At the end of the time set by the king to bring them into his service, the chief official presented them to Nebuchadnezzar. The king talked with them, and he found none equal to Daniel, Hananiah, Mishael and Azariah; so they entered the king’s service. In every matter of wisdom and understanding about which the king questioned them, he found them ten times better than all the magicians and enchanters in his whole kingdom.

And Daniel remained there until the first year of King Cyrus.

Daniel 1:1-21


From the Gospels

Keeping a close watch on him, they sent spies, who pretended to be sincere. They hoped to catch Jesus in something he said, so that they might hand him over to the power and authority of the governor. So the spies questioned him: 

“Teacher, we know that you speak and teach what is right, and that you do not show partiality but teach the way of God in accordance with the truth. Is it right for us to pay taxes to Caesar or not?”

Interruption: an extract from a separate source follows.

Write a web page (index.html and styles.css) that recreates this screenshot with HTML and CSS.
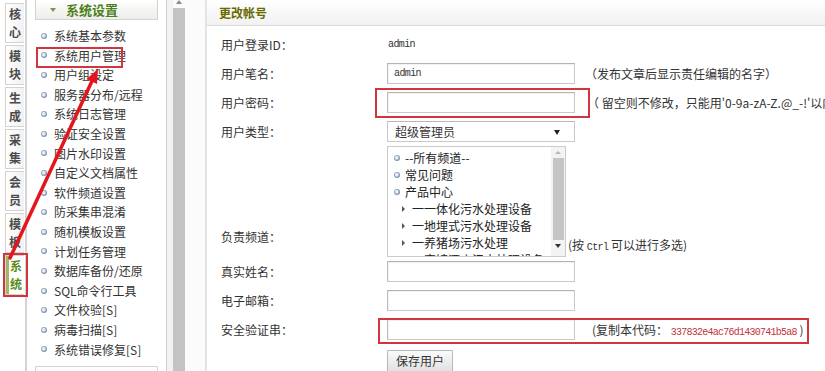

He saw through their duplicity and said to them, “Show me a denarius. Whose image and inscription are on it?”

“Caesar’s,” they replied.

He said to them, “Then give back to Caesar what is Caesar’s, and to God what is God’s.”

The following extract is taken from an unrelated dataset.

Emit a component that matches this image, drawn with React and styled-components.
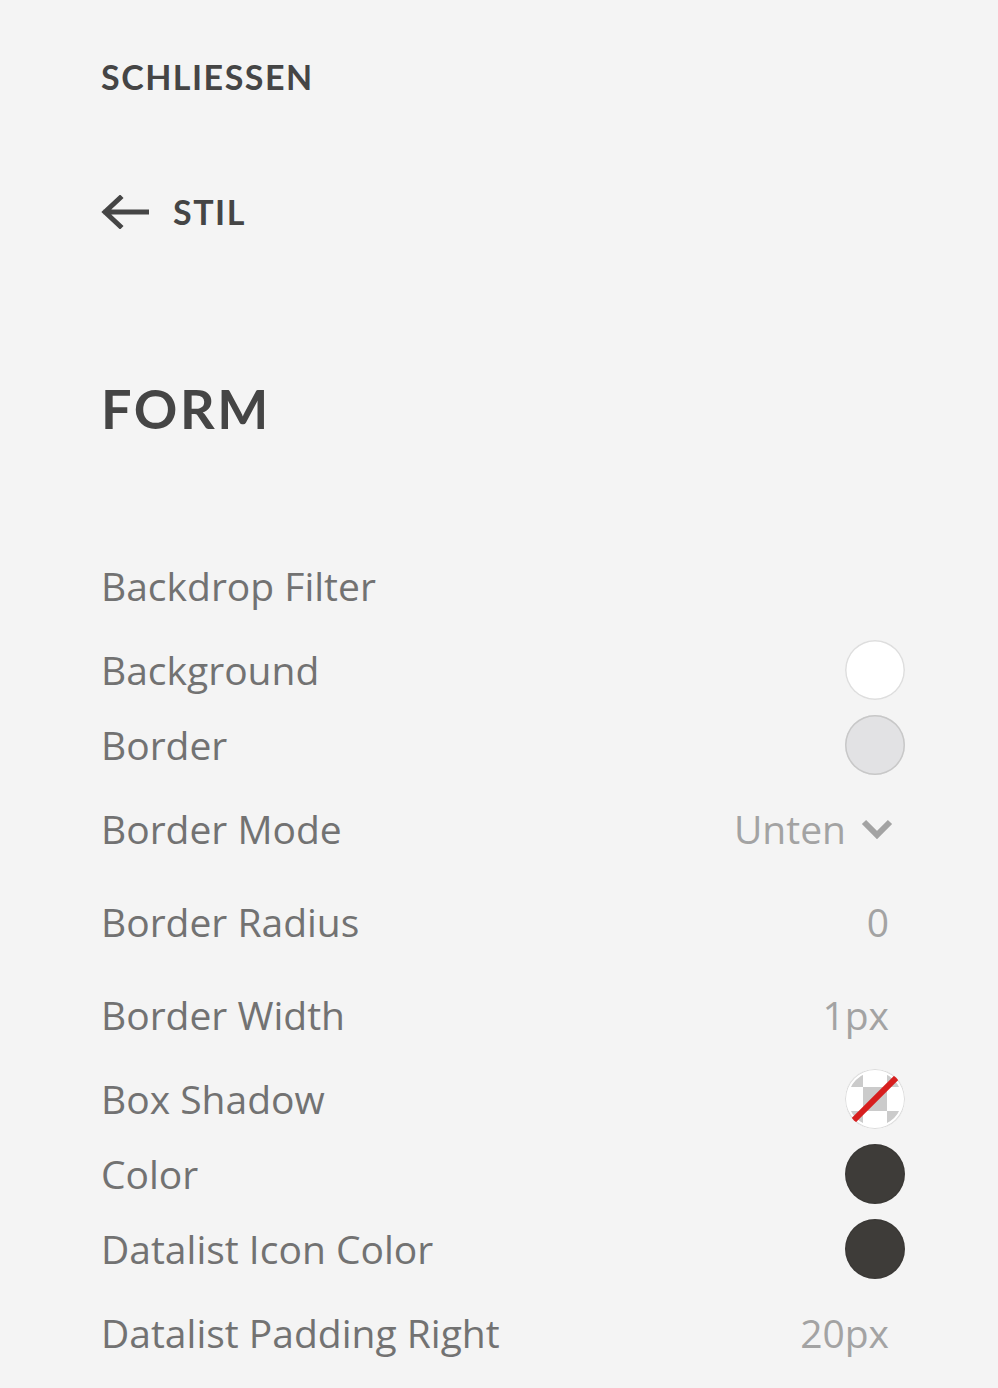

They were unable to trap him in what he had said there in public. And astonished by his answer, they became silent.

Luke 20:20-26


From the Epistles

You, however, must teach what is appropriate to sound doctrine. Teach the older men to be temperate, worthy of respect, self-controlled, and sound in faith, in love and in endurance.

Likewise, teach the older women to be reverent in the way they live, not to be slanderers or addicted to much wine, but to teach what is good. Then they can urge the younger women to love their husbands and children, to be self-controlled and pure, to be busy at home, to be kind, and to be subject to their husbands, so that no one will malign the word of God.

Similarly, encourage the young men to be self-controlled. In everything set them an example by doing what is good. In your teaching show integrity, seriousness and soundness of speech that cannot be condemned, so that those who oppose you may be ashamed because they have nothing bad to say about us.

Teach slaves to be subject to their masters in everything, to try to please them, not to talk back to them, and not to steal from them, but to show that they can be fully trusted, so that in every way they will make the teaching about God our Savior attractive.

For the grace of God has appeared that offers salvation to all people. It teaches us to say “No” to ungodliness and worldly passions, and to live self-controlled, upright and godly lives in this present age, while we wait for the blessed hope—the appearing of the glory of our great God and Savior, Jesus Christ, who gave himself for us to redeem us from all wickedness and to purify for himself a people that are his very own, eager to do what is good.

These, then, are the things you should teach. Encourage and rebuke with all authority. Do not let anyone despise you.